Considered to be one of the best and most shocking episodes of television in history, “Abyssinia, Henry” changed “M*A*SH” forever.
The episode starts in the operating room and the plot is set in motion when Radar (Gary Burghoff) enters and tells Lt. Col. Blake that he has received an honorable discharge.
The rest of the episode follows Blake as he prepares to leave and return home to his family. There is a going away party and the next morning Blake leaves.
A wounded solider arrives on the helicopter that take Blake away and life in the camp seems to return to normal as the team begins to operate on him.
In the midst of the operation, Radar comes in sans surgical mask and informs them that Henry Blake’s plane had been shot down in the Sea of Japan and that there were no survivors, the camera pans showing everyone’s shocked expressions.
It was the first time a major character had been written out of a show in a tragic way.
It was one of the most shocking moments in television history for the audience and even the cast. None of the actors were told of the news before the final scene.
When B.J. punches Hawkeye
One of the main themes of the show is the homesickness the characters feel while they’re away at war.
A perfect example of this comes in the sixth episode of the eighth season, “Period of Adjustment.”
The episode goes in motion when B.J. Hunnicut (Mike Farrell) receives a letter from his wife peg who is at home with their child Erin.
The letter makes Hunnicut realize he is missing his daughter’s life and it makes him commit to drinking his way out of the army.
In a drunken rage he destroys the camp’s still and when Hawkeye tries to stop him, B.J. punches Hawkeye in the eye and runs off.
The two eventually repair their relationship, but the episode goes a long way in showing how being separated from family can affect someone
“War isn’t Hell”
One of the most memorable exchanges of the show is when the overused phrase “War is Hell” comes up.
Hawkeye and Father Mulcahy (William Christopher) get into a discussion about the difference between the two.
Hawkeye tells the priest that war isn’t Hell, that war is actually worse. Mulcahy asks him how he could think that.
They both agree that there are only sinners in Hell and that there are no innocent bystanders, but Hawkeye goes on to tell him that in war “except for some of the brass, almost everybody involved is an innocent bystander.”
The fourth season of “M*A*S*H” is considered to be the best the series produced, the finale is a big part of that.
The episode focuses on a series of interviews conducted by war correspondent Clete Roberts about staff members’ experiences in the war.
The episode gives a view into the depths that each character possesses.
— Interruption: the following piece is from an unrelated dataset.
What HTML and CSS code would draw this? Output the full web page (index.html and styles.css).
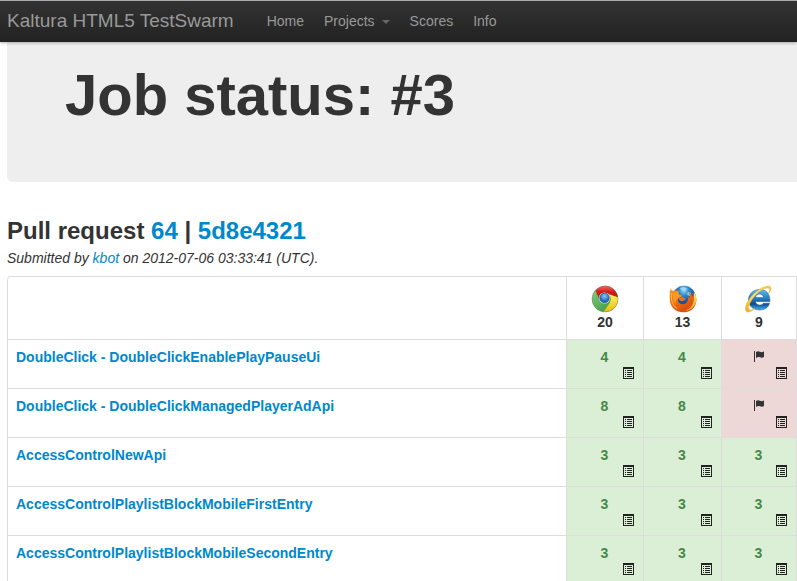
FILE: index.html
```html
<!DOCTYPE html>
<html lang="en">
<head>
<meta charset="utf-8">
<title>Job status: #3 - Kaltura HTML5 TestSwarm</title>
<link rel="stylesheet" href="styles.css">
</head>
<body>
<svg class="defs" width="0" height="0" aria-hidden="true">
  <symbol id="list" viewBox="0 0 11 12">
    <path fill="#222" fill-rule="evenodd" d="M0 0h11v12H0zM1 2v9h9V2z"/>
    <path fill="#222" d="M2 3h1v1H2zM4 3h5v1H4zM2 5h1v1H2zM4 5h5v1H4zM2 7h1v1H2zM4 7h5v1H4zM2 9h1v1H2zM4 9h5v1H4z"/>
  </symbol>
  <symbol id="flag" viewBox="0 0 10 11">
    <path fill="#333" d="M0 0h1v11H0zM2 1C3.500 0 4.500 0 6 .8S8.500 1 10 .5V6C8.500 6.800 7.500 6.800 6 6.200S3.500 6 2 7z"/>
  </symbol>
</svg>
<header class="navbar">
  <a class="brand" href="#">Kaltura HTML5 TestSwarm</a>
  <nav class="nav">
    <a href="#">Home</a>
    <a href="#">Projects<span class="caret"></span></a>
    <a href="#">Scores</a>
    <a href="#">Info</a>
  </nav>
</header>
<main class="content">
  <div class="hero"><h1>Job status: #3</h1></div>
  <h2>Pull request <a href="#">64</a> | <a href="#">5d8e4321</a></h2>
  <p class="submitted">Submitted by <a href="#">kbot</a> on 2012-07-06 03:33:41 (UTC).</p>
  <table class="results">
    <colgroup><col><col class="col-chrome"><col class="col-firefox"><col class="col-ie"></colgroup>
    <thead>
      <tr>
        <td></td>
        <th scope="col">
          <svg class="browser" viewBox="0 0 28 28" role="img" aria-label="Chrome">
            <defs>
              <linearGradient id="cr" x2="0" y2="1"><stop stop-color="#f0706a"/><stop offset=".45" stop-color="#d4201c"/><stop offset="1" stop-color="#b81410"/></linearGradient>
              <linearGradient id="cg" x2="1" y2="1"><stop stop-color="#8fce80"/><stop offset="1" stop-color="#2c9136"/></linearGradient>
              <linearGradient id="cy" x2="0" y2="1"><stop stop-color="#fff263"/><stop offset="1" stop-color="#e9bd0c"/></linearGradient>
              <radialGradient id="cb" cy=".3"><stop stop-color="#8cc8f8"/><stop offset="1" stop-color="#246ec0"/></radialGradient>
            </defs>
            <circle cx="14" cy="14" r="13" fill="url(#cg)"/>
            <path fill="url(#cr)" d="M4.500 5.500C10-1 20-1 24.500 6.500c1.500 2 2.200 4 2.400 6L18 9.500C13 7 8.500 9.500 8 13.500z"/>
            <path fill="url(#cy)" d="M26.900 12.200C28 20 22 27.500 12.500 27l6.500-9.500c1.500-3 .8-6.300-1.200-8.300z"/>
            <circle cx="13.500" cy="13" r="5.600" fill="#dfe9e4"/>
            <circle cx="13.500" cy="13" r="4.700" fill="url(#cb)" stroke="#2b568c" stroke-width=".8"/>
            <circle cx="14" cy="14" r="13" fill="none" stroke="#555" stroke-opacity=".4" stroke-width=".8"/>
          </svg>
          20
        </th>
        <th scope="col">
          <svg class="browser" viewBox="0 0 28 28" role="img" aria-label="Firefox">
            <defs>
              <radialGradient id="fb" cx=".5" cy=".2"><stop stop-color="#8ee0f8"/><stop offset=".45" stop-color="#2c84c6"/><stop offset="1" stop-color="#1b4f96"/></radialGradient>
              <linearGradient id="fo" x2=".7" y2="1"><stop stop-color="#f79a28"/><stop offset=".5" stop-color="#ee6c14"/><stop offset="1" stop-color="#d2480c"/></linearGradient>
              <linearGradient id="fy" x2="0" y2="1"><stop stop-color="#fff06a"/><stop offset="1" stop-color="#f49a1a"/></linearGradient>
            </defs>
            <circle cx="15" cy="12.500" r="11.800" fill="url(#fb)"/>
            <path fill="#a9dcf0" opacity=".8" d="M11 3c3-2 6-1 7 1l-3 2-3-1zM19 7l3 1-1 3-3-1z"/>
            <path fill="url(#fo)" d="M1.500 3.500C2 5 3 5.800 5 6c2-.8 4-.5 5 0-.8 1-1 2-.8 3l3.800 1-.4 1.700-3.500 1.600c-.8 3.700 1.900 6.400 5.400 5.900 3.500-.8 5-3.900 4.500-7.200l1.800 1.300c0-2.600-.3-4-1.600-6 2.500 1 4 2.700 4.700 5l.8-4.800c2.500 3 3.300 6.500 2.300 10.500C25.500 24 20.500 27.300 14 27.300 6.500 27.300 1 22 .8 14.800.6 10 .5 6.500 1.500 3.500z"/>
            <path fill="url(#fy)" d="M25.200 7.500c2.300 3 2.800 7 1.500 10.500-2 5-7 8.300-12.200 8.200 5-1.200 9.300-4.700 10.200-10.200z"/>
            <path fill="none" stroke="#ffbd43" stroke-width="1" d="M3 8c-1.500 6 0 12 5 15.500"/>
            <path fill="#f9a52e" d="M4 9c2-2 4-2.500 6-1.500-.5 1-.3 1.800 0 2.500l3 .8-3.500 2.300C7 15 6 17 7 20c-3-3-4-7-3-11z" opacity=".7"/>
            <path fill="#e8701c" d="M9.500 13.500l3.500-1.500c1.500 0 2.500.8 3.500 2-1 1.800-3 2.500-5 2z"/>
          </svg>
          13
        </th>
        <th scope="col">
          <svg class="browser" viewBox="0 0 28 28" role="img" aria-label="Internet Explorer">
            <defs>
              <linearGradient id="ib" x2="0" y2="1"><stop stop-color="#64bceb"/><stop offset=".4" stop-color="#2484cd"/><stop offset=".7" stop-color="#11498e"/><stop offset="1" stop-color="#45b4eb"/></linearGradient>
              <linearGradient id="iy" x1="1" x2="0" y2="1"><stop stop-color="#f7c83a"/><stop offset=".5" stop-color="#ffdf70"/><stop offset="1" stop-color="#eeae1e"/></linearGradient>
            </defs>
            <path fill="url(#ib)" fill-rule="evenodd" stroke="#175796" stroke-width=".5" d="M25 16.500H10.500c.2 2.200 1.900 3.500 4.200 3.500 1.800 0 3-.6 3.800-1.800h6C23.300 22.500 20 25 14.700 25 8 25 3.500 20.800 3.500 15S8 4.500 14.700 4.500 25 8.500 25 16.500zM10.500 12.500h8c-.2-2.200-1.800-3.500-3.900-3.500s-3.800 1.300-4.100 3.500z"/>
            <path fill="url(#iy)" stroke="#dda725" stroke-width=".4" d="M23.500 8.500c1.600-3.300 1.500-5.500-.8-5.500C18 3 11.500 8.200 7.500 14 3.500 20 2.500 24.500 5 25c1.300.2 3-.5 5-1.800-3.500 3.300-7 4.700-8.500 3.300C-1 24 1 18 6 11.800 12 4.500 20 .2 24.500 1.300c2.500.8 1.800 4.200-1 7.200z"/>
          </svg>
          9
        </th>
      </tr>
    </thead>
    <tbody>
      <tr>
        <th scope="row"><a href="#">DoubleClick - DoubleClickEnablePlayPauseUi</a></th>
        <td class="pass"><span class="result">4</span><a class="log" href="#" aria-label="Run results"><svg><use href="#list"/></svg></a></td>
        <td class="pass"><span class="result">4</span><a class="log" href="#" aria-label="Run results"><svg><use href="#list"/></svg></a></td>
        <td class="fail"><span class="result"><svg class="flag"><use href="#flag"/></svg></span><a class="log" href="#" aria-label="Run results"><svg><use href="#list"/></svg></a></td>
      </tr>
      <tr>
        <th scope="row"><a href="#">DoubleClick - DoubleClickManagedPlayerAdApi</a></th>
        <td class="pass"><span class="result">8</span><a class="log" href="#" aria-label="Run results"><svg><use href="#list"/></svg></a></td>
        <td class="pass"><span class="result">8</span><a class="log" href="#" aria-label="Run results"><svg><use href="#list"/></svg></a></td>
        <td class="fail"><span class="result"><svg class="flag"><use href="#flag"/></svg></span><a class="log" href="#" aria-label="Run results"><svg><use href="#list"/></svg></a></td>
      </tr>
      <tr>
        <th scope="row"><a href="#">AccessControlNewApi</a></th>
        <td class="pass"><span class="result">3</span><a class="log" href="#" aria-label="Run results"><svg><use href="#list"/></svg></a></td>
        <td class="pass"><span class="result">3</span><a class="log" href="#" aria-label="Run results"><svg><use href="#list"/></svg></a></td>
        <td class="pass"><span class="result">3</span><a class="log" href="#" aria-label="Run results"><svg><use href="#list"/></svg></a></td>
      </tr>
      <tr>
        <th scope="row"><a href="#">AccessControlPlaylistBlockMobileFirstEntry</a></th>
        <td class="pass"><span class="result">3</span><a class="log" href="#" aria-label="Run results"><svg><use href="#list"/></svg></a></td>
        <td class="pass"><span class="result">3</span><a class="log" href="#" aria-label="Run results"><svg><use href="#list"/></svg></a></td>
        <td class="pass"><span class="result">3</span><a class="log" href="#" aria-label="Run results"><svg><use href="#list"/></svg></a></td>
      </tr>
      <tr>
        <th scope="row"><a href="#">AccessControlPlaylistBlockMobileSecondEntry</a></th>
        <td class="pass"><span class="result">3</span><a class="log" href="#" aria-label="Run results"><svg><use href="#list"/></svg></a></td>
        <td class="pass"><span class="result">3</span><a class="log" href="#" aria-label="Run results"><svg><use href="#list"/></svg></a></td>
        <td class="pass"><span class="result">3</span><a class="log" href="#" aria-label="Run results"><svg><use href="#list"/></svg></a></td>
      </tr>
    </tbody>
  </table>
</main>
</body>
</html>
```
FILE: styles.css
```css
* { box-sizing: border-box; }

body {
  margin: 0;
  background: #fff;
  color: #333;
  font: 14px/18px "Liberation Sans", Arial, sans-serif;
}

a { color: #08c; text-decoration: none; }

.defs { display: none; }

.navbar {
  position: relative;
  display: flex;
  align-items: center;
  gap: 33px;
  height: 42px;
  padding: 0 0 2px 7px;
  border-top: 1px solid #aaa;
  background: linear-gradient(#333, #222);
  box-shadow: 0 1px 3px rgba(0, 0, 0, .3);
}

.navbar a { color: #999; }
.navbar .brand { font-size: 19px; }

.nav { display: flex; gap: 20px; }

.caret {
  display: inline-block;
  margin-left: 7px;
  border: 4px solid transparent;
  border-top-color: #666;
  border-bottom: 0;
  vertical-align: middle;
}

.content { padding-left: 7px; }

.hero {
  padding: 24px 58px 58px;
  border-radius: 0 0 0 6px;
  background: #eee;
}

h1 {
  margin: 0;
  font-size: 58px;
  line-height: 58px;
}

h2 {
  margin: 31px 0 0;
  font-size: 24px;
  line-height: 36px;
}

.submitted { margin: 0 0 9px; font-style: italic; }

.results {
  width: 100%;
  table-layout: fixed;
  border-spacing: 0;
  border: solid #ddd;
  border-width: 1px 1px 0 0;
  border-top-left-radius: 4px;
}

.col-chrome { width: 77px; }
.col-firefox { width: 78px; }
.col-ie { width: 75px; }

.results td,
.results th {
  padding: 8px;
  border-left: 1px solid #ddd;
  vertical-align: top;
  font-weight: bold;
  text-align: center;
}

.results thead td { border-top-left-radius: 4px; }

.results tbody td,
.results tbody th { border-top: 1px solid #ddd; }

.results tbody th { text-align: left; }

.browser { display: block; width: 28px; height: 28px; margin: 0 auto; }

.results tbody td { padding: 8px 9px 9px 8px; }

.pass { background: #dbefd7; color: #468847; }
.fail { background: #eed7d7; }

.result { display: block; height: 18px; }

.flag {
  display: inline-block;
  width: 10px;
  height: 11px;
  vertical-align: baseline;
}

.log { display: block; width: 11px; height: 12px; margin: 1px 0 0 auto; }
.log svg { display: block; width: 11px; height: 12px; }
```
On the surface they’re their usual selves, but as the episode progresses different layers of each character begin to appear.
The entire episode was shot in black and white, they removed the network imposed laugh track and it has a legitimate documentary feel to it.
Most memorably, Roberts asks Col. Potter (Harry Morgan) if anything of value will come from the war, he replies “not a damn thing.”
The episode closes with Hawkeye speechless when asked how to describe war. All he can muster is “it’s crazy.”